Title: Examining Holistic Medicine
Author: edited by Douglas Stalker and Clark Glymour
Publisher: Prometheus Books
Debunks common alternative treatments
Provides historical background for current beliefs
Attempts to deal with broad arguments heard for all types
Disconcerting, if you use alternative medical treatments
History and background of holistic practices
Common arguments supporting alternative treatments examined
Refutations of specific practices commonly used
What are holistic therapies, anyway? They include treatments like acupuncture, threaputic touching, visualization therapies, Rolfing, reflexology, homeopathy, herbal medications, chiropractic treatments, aroma therapy, colonics, macrobiotic diets, iridology, and much more. They rarely have very much in common technically (although advocates rarely try to compete with each other), and they all claim to be alternatives to traditional scientific medicine.

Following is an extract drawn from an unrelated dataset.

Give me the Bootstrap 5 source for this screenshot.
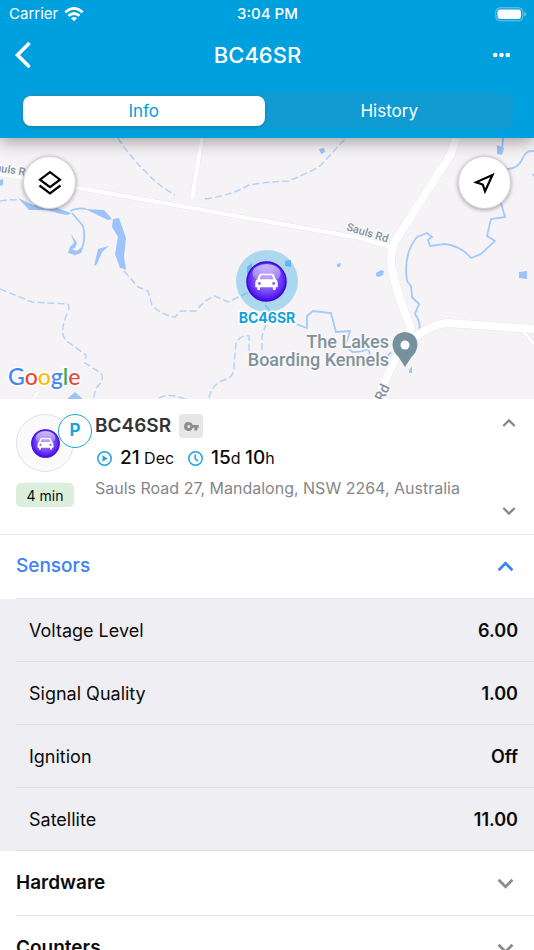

What does it mean to be holistic? Practitioners of such treatments claim that they aim to treat the mind, body and soul of their patient. This is unsurprisingly appealling to most people, considering the fact that any treatment does better when the patient feels a personal connection with their physician and believes that someone actually cares about them.
Strangely enough, despite the label holistic, many of the treatments which are placed in that category rarely are holistic after all. Holism assumes a total unity of mind and body, whereas most alternative treatments are actually dualistic they assume a division between the two, even though there is considerable interaction. True holism can only be found in philosophies like Christian Science: they maintain that the only thing which really exists is the mind, and so disease is simply just a state of mind.
Why has this book collected such a variety of articles from distinguished scholars and scientists about these treatments? The fact of the matter is, belief in these ideas has serious social ramifications. The most obvious of these involves the issue of public health if the treatments dont work, a serious strain is can be put on medical and insurance resources.
Another, less obvious, problem is the effects upon the respect for basic scientific principles and methodology. Holistic medicines never demonstrate their effectiveness scientifically, and indeed usually display great contempt for scientific studies which are designed to weed out the good from the bad treatments.